Philosophy
The Department of Nursing values the continual professional development of its faculty and students through education, scholarship, and service. This development builds upon theories, principles, and the concepts of professional nursing, client, environment, health, and learning.
The Department of Nursing believes that Professional Nursing is a science and an art with core values that include caring, altruism, autonomy, human dignity, integrity, social justice, and respect and acceptance of diversity. Nursing’s unique body of knowledge incorporates life experiences, and builds upon theories and principles from the liberal arts and sciences, as well as from nursing science, practice, and scholarship. The faculty believe that nursing is an autonomous and collaborative discipline that practices within a framework of ethical and professional standards. As members of a practice discipline, nurses provide care in a variety of roles to clients in diverse settings, such as in the role of care provider, designer, manager, and coordinator of care to clients. As members of a profession, nurses have a commitment to professional development and life-long learning. At the master’s level, nurses are prepared for advanced roles as nurse educator, leader, and clinician.. At the doctorate level, nurses implement advanced roles as clinician, scholar, leaders, consultants, and policy makers as system level change agents.
Through the use of critical thinking, therapeutic communication, and technical skills, nurses, using systematic approaches, assist clients in meeting health care needs. At the undergraduate level, professional nurses are prepared to assess health care needs, to design nursing care, to provide, manage, and evaluate health care. Building upon undergraduate education, graduate programs prepare professional nurses for advanced nursing roles as family nurse practitioners and nurse educators. Nurse educators facilitate the teaching-learning process of individuals and groups in a variety of settings. Family nurse practitioners provide primary care across the life span. At the doctorate level, advanced practice nurses are able to work with individual health concerns, as well as diverse population groups and systems to promote improved health outcomes.
Clients, as living systems, are unique holistic beings composed of physiological, psychological, spiritual, social, and cultural dimensions that are in continuous interaction with the environment. Individuals have inherent dignity and self-worth and are in a continuous state of growth and development across the life span. Individuals are self-determining, however, each individual functions interdependently with other individuals, families, and communities. Although vulnerable to illness and disease, clients have the potential capacity to achieve health literacy, reduce risk, prevent disease, promote health, and to manage their internal and external environments.

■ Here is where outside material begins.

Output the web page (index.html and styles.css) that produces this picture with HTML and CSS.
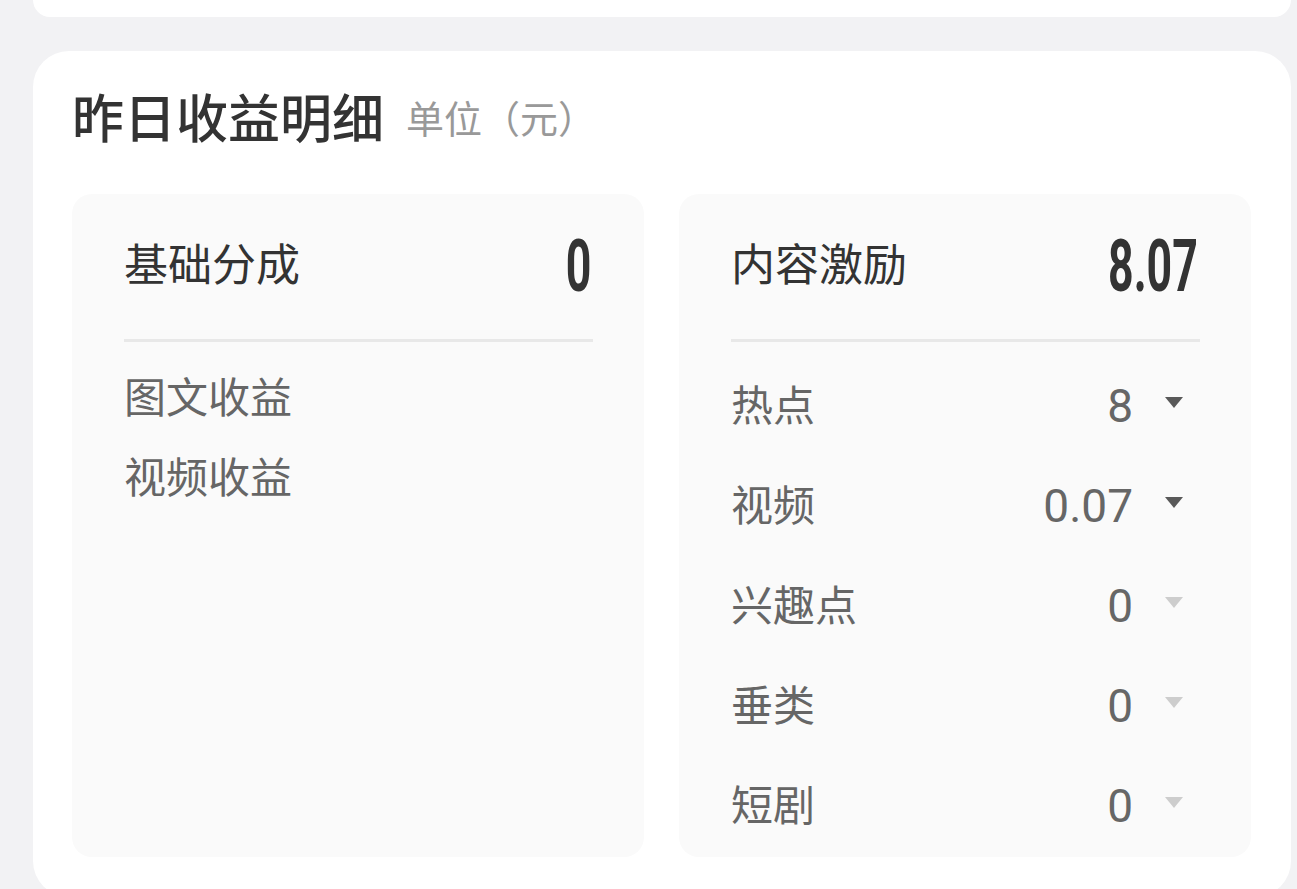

The environment includes everything that impacts the client. The environment has physiological, psychological, spiritual, social, and cultural dimensions that interact with the client and can have individual, as well as global implications for health and health care. Nurses engage in therapeutic nursing interventions to manage, modify, and manipulate the internal and external environmental dimensions to promote optimal health, and prevent illness and disease. The professional nurse has an understanding of health care systems and policies that impact the client’s environments, including information technology.
Health is a description of the holistic, dynamic, multidimensional optimal state of the client. Health is composed of interacting genetic, physiological, psychological, spiritual, social, and cultural dimensions and is a result of the individual’s constant interaction with the environment. Disease, as a component of health, is a manifestation of these client-environment interactions. Nurses assist clients to restore, maintain and promote health, to prevent and treat illness and disease, and when death is imminent, to support dying with dignity.
Learning is a dynamic interactive process involving communication and critical thinking that builds upon previous experiences and knowledge. Learning occurs at different rates for individuals, and implies a shared responsibility between the learner and the educator. Faculty recognize the unique needs of the learner. Acting as facilitator and catalyst in the learning process, faculty foster the development of professional and technological skills, critical thinking, and lifelong learning, and support the internalization of professional values.